▶ **Requirement**
In the material below, please retype the lines from the very first through the one with "const orange = '#c43e00';", exactly and without pictures.
....
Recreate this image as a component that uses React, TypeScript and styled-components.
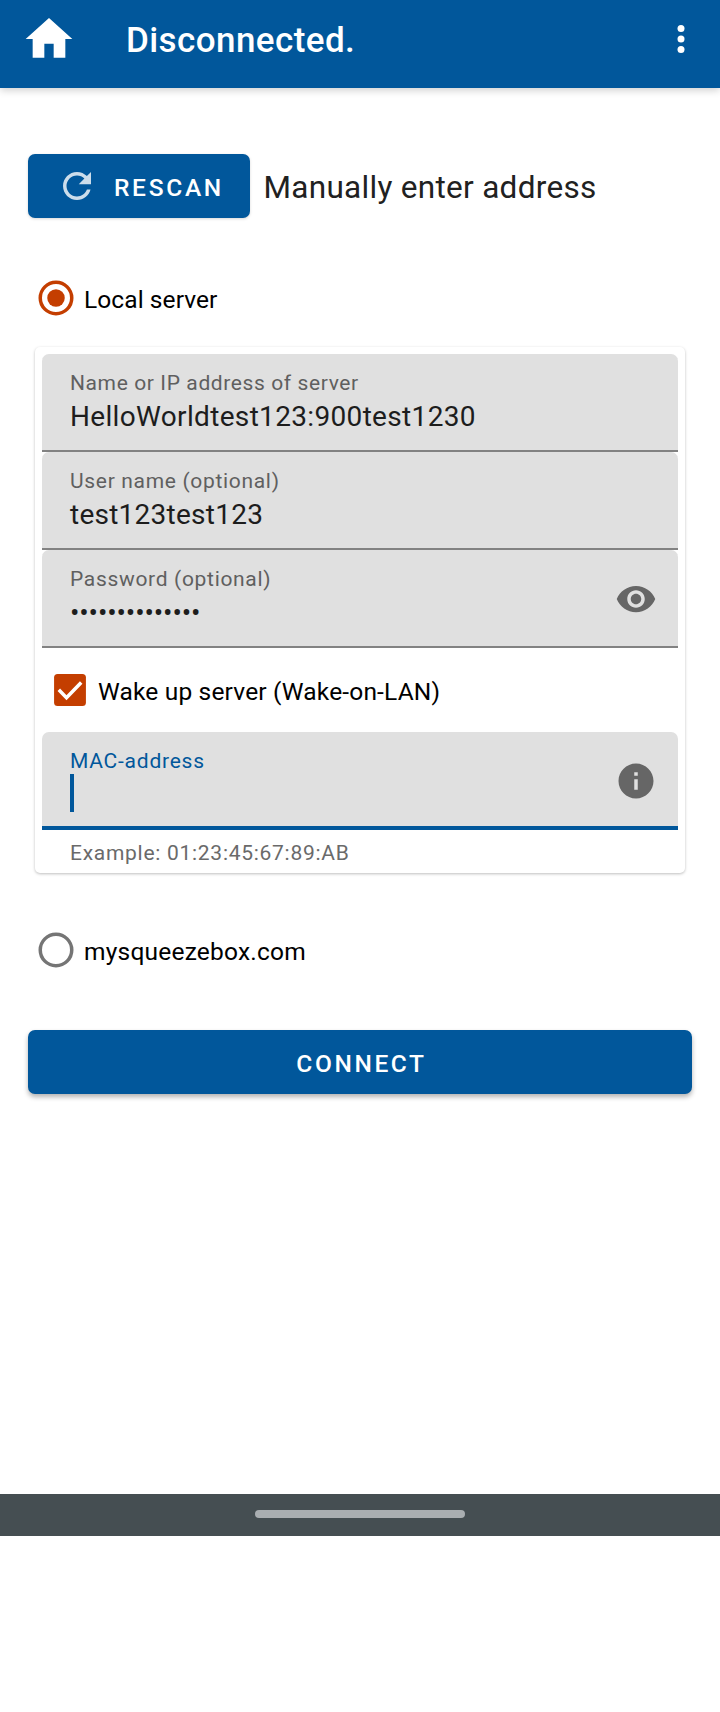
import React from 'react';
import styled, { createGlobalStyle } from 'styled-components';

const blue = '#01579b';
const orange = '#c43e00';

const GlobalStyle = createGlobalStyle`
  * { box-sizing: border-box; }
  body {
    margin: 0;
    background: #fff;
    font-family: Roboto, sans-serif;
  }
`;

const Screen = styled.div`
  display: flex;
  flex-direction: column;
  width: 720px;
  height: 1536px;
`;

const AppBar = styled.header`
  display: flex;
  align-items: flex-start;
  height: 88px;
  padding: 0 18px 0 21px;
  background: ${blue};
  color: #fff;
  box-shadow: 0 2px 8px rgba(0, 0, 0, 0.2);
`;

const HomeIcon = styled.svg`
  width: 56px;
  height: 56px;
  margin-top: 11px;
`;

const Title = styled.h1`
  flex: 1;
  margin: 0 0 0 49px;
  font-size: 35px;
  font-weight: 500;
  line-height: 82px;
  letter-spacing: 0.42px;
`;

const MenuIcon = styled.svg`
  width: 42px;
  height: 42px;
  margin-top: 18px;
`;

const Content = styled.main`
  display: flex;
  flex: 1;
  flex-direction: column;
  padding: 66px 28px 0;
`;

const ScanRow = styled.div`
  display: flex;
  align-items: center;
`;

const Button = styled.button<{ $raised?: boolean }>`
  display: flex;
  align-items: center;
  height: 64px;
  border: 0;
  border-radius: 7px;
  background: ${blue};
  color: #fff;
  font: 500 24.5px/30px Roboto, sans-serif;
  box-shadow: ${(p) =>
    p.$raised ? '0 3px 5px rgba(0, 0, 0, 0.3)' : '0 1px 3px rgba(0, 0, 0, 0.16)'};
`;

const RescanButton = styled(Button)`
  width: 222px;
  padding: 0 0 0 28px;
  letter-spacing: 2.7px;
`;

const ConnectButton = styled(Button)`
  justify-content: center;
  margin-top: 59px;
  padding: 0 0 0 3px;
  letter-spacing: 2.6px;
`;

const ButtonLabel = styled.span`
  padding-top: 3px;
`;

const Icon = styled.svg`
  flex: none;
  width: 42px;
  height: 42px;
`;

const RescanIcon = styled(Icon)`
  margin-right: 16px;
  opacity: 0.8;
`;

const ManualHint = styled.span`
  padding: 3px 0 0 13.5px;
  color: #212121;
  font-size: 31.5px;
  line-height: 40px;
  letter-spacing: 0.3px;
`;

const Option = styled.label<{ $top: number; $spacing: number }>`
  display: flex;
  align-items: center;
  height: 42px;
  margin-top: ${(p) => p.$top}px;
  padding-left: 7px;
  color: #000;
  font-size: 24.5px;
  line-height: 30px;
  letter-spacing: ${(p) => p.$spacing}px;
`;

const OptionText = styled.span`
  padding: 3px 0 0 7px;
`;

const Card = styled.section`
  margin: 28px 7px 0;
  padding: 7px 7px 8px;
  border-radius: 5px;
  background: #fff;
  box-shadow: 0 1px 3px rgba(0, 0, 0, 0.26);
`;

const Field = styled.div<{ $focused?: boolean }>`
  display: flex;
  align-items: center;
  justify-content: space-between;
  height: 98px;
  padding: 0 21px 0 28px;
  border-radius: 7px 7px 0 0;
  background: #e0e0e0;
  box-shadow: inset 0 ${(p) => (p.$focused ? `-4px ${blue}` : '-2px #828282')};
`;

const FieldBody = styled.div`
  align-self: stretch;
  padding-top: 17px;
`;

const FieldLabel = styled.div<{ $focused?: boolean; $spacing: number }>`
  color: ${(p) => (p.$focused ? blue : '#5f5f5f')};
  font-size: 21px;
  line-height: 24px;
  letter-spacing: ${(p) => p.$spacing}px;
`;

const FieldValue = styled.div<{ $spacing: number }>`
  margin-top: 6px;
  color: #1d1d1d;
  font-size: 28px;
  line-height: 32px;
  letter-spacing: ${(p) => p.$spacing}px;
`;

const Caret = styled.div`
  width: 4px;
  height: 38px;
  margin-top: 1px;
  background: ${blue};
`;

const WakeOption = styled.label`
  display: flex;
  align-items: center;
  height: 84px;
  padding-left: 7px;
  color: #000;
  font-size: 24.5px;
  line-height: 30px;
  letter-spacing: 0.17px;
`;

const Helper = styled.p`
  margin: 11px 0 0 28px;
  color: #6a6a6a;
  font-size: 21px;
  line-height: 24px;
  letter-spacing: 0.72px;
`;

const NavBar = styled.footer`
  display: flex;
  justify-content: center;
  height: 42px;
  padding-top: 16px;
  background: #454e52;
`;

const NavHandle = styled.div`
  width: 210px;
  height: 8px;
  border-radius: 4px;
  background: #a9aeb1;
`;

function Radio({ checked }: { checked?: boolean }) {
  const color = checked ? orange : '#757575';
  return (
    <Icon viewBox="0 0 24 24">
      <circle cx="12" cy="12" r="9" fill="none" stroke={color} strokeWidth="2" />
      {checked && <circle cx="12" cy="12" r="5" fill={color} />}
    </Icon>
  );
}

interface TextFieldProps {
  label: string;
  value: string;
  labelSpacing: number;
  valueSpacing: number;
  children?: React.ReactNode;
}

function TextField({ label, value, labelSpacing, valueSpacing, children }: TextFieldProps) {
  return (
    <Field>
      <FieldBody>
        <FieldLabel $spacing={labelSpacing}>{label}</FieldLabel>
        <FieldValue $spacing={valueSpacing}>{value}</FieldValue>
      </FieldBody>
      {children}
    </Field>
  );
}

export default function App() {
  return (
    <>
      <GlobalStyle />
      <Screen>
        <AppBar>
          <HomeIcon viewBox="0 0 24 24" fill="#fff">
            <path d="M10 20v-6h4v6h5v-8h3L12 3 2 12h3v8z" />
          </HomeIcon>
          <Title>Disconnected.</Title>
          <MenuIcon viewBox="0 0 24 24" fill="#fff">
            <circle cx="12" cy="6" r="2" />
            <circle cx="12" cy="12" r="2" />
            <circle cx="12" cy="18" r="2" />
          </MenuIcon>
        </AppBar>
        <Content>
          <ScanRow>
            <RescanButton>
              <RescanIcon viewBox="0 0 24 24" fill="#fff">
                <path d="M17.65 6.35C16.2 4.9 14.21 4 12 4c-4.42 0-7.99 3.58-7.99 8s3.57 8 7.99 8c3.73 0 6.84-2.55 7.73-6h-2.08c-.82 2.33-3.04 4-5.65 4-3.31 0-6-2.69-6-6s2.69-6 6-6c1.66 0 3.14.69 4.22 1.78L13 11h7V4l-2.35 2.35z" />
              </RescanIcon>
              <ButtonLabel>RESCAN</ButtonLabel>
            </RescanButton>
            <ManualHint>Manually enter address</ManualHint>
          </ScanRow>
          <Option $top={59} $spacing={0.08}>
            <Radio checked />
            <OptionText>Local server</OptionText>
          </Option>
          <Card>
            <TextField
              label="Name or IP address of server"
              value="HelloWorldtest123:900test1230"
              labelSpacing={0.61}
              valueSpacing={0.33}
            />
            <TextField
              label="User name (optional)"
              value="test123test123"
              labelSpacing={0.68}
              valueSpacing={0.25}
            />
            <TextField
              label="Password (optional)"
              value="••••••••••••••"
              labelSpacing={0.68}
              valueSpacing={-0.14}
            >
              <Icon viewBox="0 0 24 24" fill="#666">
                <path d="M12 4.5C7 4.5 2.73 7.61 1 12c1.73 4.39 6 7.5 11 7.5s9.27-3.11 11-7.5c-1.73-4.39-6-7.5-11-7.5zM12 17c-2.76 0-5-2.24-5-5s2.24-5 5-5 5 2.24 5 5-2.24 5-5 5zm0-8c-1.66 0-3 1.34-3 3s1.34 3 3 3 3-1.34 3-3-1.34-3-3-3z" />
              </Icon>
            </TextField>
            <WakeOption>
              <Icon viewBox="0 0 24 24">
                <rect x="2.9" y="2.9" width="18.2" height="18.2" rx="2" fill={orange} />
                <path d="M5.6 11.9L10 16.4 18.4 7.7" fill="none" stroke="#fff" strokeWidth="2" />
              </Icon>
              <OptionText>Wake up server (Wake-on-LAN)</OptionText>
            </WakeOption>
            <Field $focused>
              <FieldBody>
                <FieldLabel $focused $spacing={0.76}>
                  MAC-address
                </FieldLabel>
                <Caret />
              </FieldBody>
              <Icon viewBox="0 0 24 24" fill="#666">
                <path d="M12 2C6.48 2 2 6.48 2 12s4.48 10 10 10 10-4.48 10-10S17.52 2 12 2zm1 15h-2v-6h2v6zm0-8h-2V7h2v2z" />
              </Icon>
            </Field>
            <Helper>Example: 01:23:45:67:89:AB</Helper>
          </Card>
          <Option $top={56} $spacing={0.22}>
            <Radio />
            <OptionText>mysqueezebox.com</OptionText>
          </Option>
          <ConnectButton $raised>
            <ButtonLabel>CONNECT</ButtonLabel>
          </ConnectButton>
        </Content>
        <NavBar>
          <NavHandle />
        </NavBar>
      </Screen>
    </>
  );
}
....
▶ **Output for this task**
Recreate this image as a component that uses React, TypeScript and styled-components.
import React from 'react';
import styled, { createGlobalStyle } from 'styled-components';

const blue = '#01579b';
const orange = '#c43e00';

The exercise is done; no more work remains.